● What the exercise asks
Find the lines containing "screenshot" and say how many there are, with no other words.

● Records to process
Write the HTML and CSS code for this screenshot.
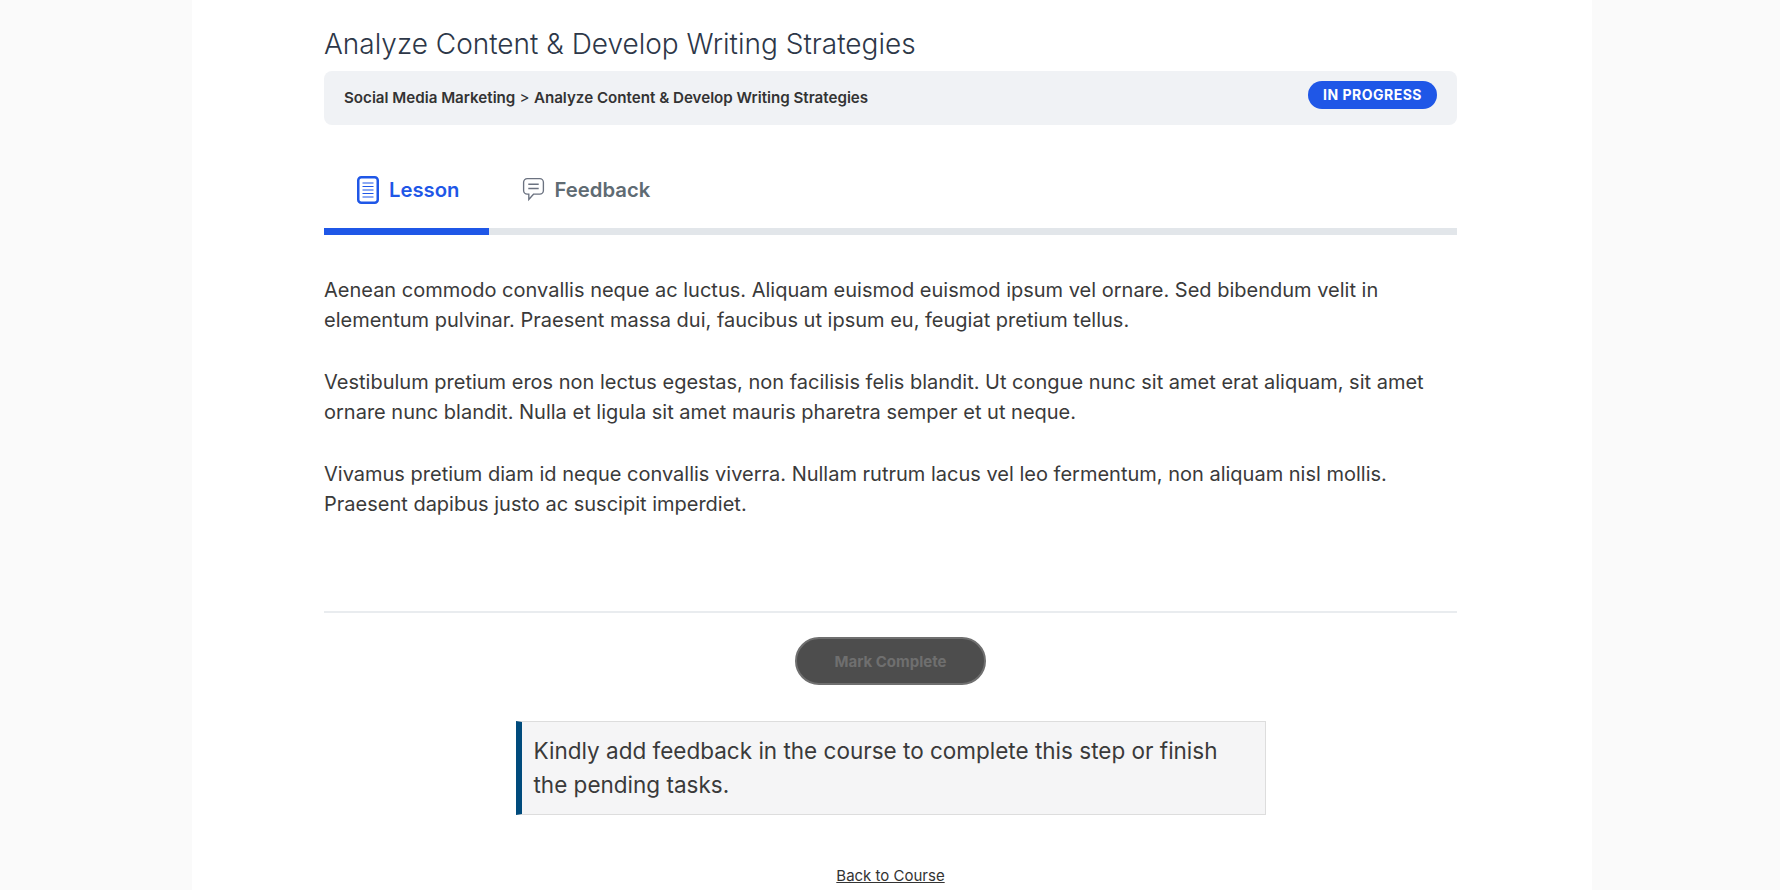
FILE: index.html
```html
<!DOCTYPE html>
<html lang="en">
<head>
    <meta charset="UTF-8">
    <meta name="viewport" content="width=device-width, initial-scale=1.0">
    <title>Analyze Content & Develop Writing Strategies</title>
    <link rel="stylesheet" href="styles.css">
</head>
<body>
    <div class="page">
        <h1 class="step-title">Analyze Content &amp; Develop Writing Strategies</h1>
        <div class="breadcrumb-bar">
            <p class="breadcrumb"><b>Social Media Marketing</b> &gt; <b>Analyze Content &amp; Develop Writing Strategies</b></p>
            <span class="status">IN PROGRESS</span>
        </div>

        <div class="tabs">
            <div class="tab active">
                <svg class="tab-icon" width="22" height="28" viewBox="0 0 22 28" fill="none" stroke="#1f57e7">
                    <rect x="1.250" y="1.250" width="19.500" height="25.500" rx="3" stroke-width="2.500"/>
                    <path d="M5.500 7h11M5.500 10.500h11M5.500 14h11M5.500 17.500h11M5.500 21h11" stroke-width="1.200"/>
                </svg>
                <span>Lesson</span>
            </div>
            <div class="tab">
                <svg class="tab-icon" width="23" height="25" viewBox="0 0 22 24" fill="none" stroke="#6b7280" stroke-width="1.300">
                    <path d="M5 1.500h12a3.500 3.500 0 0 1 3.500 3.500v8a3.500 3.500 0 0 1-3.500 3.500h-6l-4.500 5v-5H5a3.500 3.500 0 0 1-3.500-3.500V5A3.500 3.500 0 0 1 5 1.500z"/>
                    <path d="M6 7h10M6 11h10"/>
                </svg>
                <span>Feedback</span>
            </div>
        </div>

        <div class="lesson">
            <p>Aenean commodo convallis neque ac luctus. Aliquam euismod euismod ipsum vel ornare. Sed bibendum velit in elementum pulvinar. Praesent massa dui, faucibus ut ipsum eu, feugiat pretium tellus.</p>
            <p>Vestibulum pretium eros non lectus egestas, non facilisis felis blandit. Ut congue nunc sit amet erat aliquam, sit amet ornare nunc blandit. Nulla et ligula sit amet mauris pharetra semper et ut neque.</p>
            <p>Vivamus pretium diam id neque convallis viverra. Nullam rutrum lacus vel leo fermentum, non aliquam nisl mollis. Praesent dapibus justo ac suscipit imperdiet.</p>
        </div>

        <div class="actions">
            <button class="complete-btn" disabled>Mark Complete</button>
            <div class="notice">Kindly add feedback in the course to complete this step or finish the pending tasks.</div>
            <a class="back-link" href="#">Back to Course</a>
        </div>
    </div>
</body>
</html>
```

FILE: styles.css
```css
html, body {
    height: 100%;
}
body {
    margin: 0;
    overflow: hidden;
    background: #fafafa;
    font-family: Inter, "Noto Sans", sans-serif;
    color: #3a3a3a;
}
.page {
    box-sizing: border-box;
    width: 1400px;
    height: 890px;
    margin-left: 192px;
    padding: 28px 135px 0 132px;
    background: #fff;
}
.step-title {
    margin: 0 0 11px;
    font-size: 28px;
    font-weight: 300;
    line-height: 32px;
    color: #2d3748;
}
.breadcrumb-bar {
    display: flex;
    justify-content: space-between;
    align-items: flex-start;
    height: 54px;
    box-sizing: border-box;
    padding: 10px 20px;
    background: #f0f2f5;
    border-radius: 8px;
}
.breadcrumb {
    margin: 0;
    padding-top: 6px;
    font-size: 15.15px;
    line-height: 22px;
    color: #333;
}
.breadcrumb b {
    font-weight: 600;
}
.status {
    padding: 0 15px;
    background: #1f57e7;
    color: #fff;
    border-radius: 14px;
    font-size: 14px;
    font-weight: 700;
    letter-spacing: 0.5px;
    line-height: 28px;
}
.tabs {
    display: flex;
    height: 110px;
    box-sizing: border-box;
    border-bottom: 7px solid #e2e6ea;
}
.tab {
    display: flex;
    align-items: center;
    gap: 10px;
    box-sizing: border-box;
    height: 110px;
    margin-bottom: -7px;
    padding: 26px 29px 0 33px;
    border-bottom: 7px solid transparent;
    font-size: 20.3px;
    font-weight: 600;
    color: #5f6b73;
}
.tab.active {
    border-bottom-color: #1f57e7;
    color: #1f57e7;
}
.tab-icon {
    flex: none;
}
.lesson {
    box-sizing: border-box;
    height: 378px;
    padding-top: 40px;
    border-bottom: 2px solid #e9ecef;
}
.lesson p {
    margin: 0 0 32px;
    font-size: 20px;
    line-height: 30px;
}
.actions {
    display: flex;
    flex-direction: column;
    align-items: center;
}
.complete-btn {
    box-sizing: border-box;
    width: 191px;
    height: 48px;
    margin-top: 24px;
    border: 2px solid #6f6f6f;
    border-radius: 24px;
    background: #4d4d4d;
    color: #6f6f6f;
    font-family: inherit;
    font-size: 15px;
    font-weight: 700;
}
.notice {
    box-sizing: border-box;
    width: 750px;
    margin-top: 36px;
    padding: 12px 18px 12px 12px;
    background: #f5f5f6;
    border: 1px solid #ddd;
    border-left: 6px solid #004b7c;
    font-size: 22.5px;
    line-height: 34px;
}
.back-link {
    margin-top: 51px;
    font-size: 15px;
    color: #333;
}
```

...

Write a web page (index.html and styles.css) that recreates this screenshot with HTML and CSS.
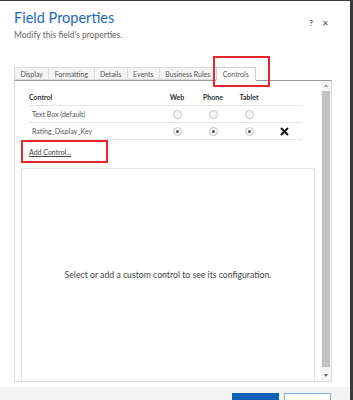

● The answer
2